[START OF Dataset records]

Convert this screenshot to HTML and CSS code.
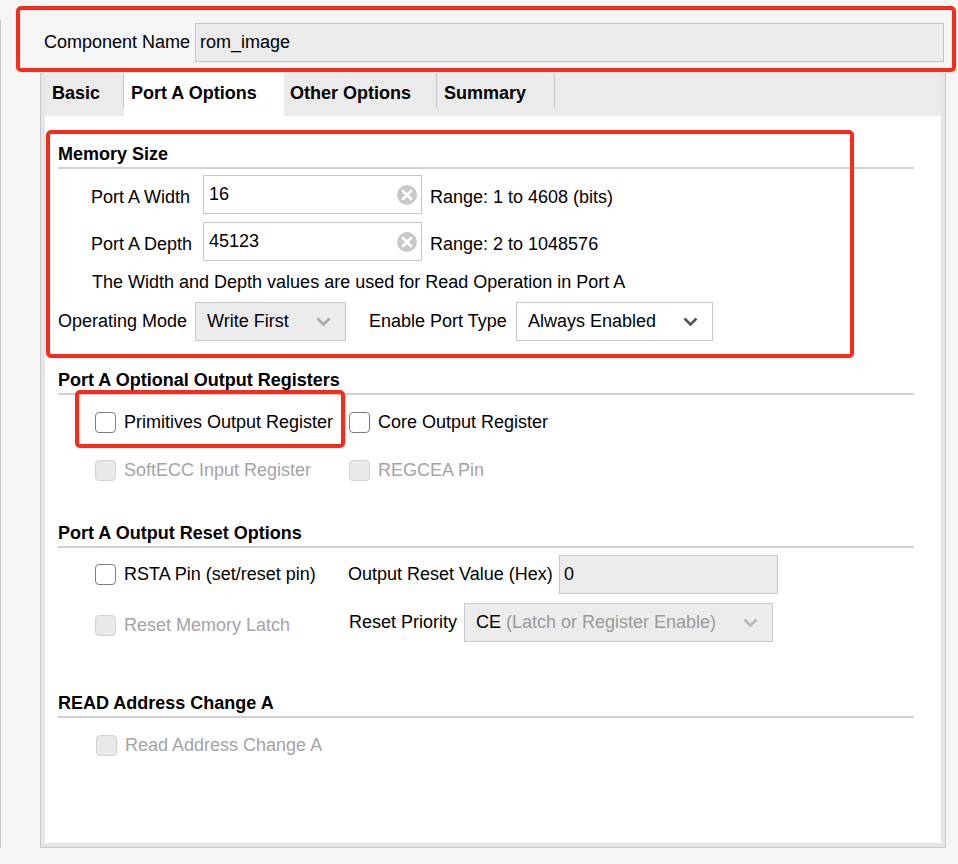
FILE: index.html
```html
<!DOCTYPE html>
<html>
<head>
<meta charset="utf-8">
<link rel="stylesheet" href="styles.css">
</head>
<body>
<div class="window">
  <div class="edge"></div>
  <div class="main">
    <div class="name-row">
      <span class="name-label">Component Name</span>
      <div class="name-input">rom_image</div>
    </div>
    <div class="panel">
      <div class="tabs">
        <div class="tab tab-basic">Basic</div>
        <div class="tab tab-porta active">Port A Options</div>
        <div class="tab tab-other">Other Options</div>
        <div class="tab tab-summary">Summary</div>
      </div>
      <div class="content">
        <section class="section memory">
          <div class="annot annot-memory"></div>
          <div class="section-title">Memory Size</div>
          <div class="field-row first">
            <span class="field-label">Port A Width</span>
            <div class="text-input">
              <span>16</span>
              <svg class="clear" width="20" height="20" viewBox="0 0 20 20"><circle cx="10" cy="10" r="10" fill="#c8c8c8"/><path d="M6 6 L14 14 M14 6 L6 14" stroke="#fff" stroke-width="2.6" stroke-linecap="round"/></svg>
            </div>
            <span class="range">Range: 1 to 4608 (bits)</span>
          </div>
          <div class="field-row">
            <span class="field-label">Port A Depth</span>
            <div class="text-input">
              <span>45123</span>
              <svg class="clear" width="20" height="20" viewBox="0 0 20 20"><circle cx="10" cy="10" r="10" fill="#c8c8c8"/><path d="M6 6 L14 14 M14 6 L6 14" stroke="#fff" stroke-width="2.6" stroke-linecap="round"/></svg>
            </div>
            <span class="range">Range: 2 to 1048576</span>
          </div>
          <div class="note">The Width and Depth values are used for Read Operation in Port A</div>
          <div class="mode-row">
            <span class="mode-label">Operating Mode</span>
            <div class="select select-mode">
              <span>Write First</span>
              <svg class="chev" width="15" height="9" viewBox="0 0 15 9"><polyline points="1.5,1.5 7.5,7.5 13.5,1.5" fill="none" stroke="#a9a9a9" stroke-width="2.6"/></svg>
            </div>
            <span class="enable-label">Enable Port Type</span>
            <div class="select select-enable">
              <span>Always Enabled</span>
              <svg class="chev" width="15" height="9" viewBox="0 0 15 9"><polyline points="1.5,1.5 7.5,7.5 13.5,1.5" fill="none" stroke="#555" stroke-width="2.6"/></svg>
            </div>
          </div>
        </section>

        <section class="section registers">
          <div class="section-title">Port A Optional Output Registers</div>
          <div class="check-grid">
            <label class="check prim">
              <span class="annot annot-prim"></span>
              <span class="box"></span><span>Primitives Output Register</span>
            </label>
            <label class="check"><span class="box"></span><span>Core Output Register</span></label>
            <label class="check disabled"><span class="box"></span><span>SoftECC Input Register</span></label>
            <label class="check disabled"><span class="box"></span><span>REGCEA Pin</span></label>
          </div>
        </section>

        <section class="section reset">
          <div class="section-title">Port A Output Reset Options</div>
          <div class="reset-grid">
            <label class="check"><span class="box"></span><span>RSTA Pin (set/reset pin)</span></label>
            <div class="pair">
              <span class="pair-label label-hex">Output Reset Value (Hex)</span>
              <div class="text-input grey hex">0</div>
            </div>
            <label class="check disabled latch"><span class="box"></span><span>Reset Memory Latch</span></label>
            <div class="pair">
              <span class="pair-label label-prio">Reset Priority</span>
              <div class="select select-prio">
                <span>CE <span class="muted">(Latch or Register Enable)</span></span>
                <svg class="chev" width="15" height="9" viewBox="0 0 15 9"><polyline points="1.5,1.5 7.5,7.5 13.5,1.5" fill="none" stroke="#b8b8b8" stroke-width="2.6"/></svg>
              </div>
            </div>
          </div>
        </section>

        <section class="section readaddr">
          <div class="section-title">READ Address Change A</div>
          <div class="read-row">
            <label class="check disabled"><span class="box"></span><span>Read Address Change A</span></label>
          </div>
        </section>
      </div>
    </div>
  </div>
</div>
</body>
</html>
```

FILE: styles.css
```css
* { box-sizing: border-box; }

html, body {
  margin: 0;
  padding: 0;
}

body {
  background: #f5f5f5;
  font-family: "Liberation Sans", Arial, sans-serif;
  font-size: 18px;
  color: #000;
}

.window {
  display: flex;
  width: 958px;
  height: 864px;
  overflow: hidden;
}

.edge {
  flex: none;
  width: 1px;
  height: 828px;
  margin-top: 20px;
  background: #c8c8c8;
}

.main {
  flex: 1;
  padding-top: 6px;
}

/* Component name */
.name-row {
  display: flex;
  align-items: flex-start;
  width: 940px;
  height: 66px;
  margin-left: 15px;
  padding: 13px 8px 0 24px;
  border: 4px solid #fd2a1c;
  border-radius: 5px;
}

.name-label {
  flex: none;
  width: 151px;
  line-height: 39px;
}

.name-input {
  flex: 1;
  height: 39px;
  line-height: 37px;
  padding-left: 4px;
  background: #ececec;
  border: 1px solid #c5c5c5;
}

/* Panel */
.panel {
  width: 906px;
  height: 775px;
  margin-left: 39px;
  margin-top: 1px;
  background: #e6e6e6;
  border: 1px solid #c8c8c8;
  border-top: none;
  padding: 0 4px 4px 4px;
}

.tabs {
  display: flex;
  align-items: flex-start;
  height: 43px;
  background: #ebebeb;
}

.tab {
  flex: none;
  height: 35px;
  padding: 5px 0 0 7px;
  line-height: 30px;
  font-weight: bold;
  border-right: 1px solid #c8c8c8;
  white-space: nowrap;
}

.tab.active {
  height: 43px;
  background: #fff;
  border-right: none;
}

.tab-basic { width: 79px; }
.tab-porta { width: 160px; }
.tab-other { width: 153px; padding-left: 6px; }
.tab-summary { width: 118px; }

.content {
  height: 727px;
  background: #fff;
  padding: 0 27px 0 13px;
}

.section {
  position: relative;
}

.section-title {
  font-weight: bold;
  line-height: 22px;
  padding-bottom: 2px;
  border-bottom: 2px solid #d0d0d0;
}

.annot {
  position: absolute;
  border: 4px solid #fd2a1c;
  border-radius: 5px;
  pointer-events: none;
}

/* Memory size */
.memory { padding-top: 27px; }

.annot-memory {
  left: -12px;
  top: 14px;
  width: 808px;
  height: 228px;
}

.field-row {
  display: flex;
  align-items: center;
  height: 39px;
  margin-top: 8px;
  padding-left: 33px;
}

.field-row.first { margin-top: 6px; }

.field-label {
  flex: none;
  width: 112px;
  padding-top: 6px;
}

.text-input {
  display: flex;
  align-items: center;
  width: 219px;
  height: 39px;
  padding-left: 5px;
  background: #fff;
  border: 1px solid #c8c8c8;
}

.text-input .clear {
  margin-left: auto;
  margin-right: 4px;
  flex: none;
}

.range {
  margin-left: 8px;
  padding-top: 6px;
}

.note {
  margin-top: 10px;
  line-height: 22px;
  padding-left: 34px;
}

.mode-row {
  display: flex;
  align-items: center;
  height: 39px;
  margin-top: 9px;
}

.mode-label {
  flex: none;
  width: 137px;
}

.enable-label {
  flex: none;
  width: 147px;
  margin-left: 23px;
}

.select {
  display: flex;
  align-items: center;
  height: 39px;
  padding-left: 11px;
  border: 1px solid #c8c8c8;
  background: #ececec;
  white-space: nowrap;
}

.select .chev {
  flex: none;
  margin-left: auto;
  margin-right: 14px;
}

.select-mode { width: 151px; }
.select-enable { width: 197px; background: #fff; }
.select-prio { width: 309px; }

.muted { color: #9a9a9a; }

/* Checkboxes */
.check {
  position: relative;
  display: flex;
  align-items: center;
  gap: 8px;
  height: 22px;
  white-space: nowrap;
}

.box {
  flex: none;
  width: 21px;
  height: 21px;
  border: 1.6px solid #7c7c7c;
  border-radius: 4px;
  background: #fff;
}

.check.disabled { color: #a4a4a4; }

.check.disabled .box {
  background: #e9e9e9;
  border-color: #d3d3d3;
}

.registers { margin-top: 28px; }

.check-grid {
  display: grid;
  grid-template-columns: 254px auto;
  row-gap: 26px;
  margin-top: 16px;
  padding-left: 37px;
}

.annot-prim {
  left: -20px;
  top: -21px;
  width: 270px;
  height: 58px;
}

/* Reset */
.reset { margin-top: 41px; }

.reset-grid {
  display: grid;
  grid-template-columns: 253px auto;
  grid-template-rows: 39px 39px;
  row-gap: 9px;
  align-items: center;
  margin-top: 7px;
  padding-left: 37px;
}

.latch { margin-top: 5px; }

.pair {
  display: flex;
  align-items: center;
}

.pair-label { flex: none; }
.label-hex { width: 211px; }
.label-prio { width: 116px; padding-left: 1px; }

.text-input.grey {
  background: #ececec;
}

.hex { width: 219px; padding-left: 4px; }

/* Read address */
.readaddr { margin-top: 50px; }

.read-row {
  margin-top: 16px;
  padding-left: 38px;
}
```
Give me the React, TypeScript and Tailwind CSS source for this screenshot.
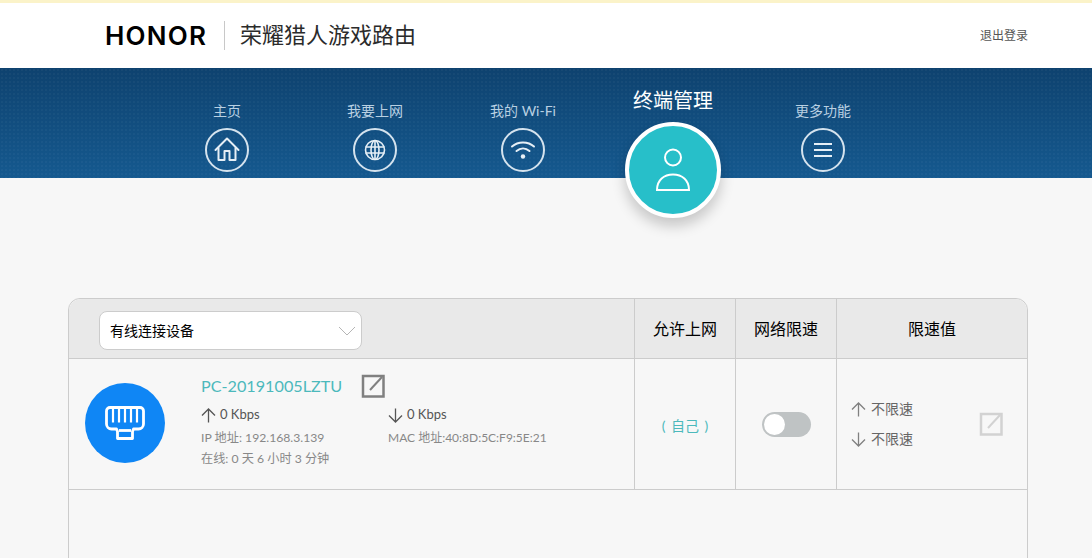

[END OF Dataset records]

**Instruction:**
Scan the lines for the string "this". Pick out every line that has it.

**Solution to the exercise:**
Convert this screenshot to HTML and CSS code.
Give me the React, TypeScript and Tailwind CSS source for this screenshot.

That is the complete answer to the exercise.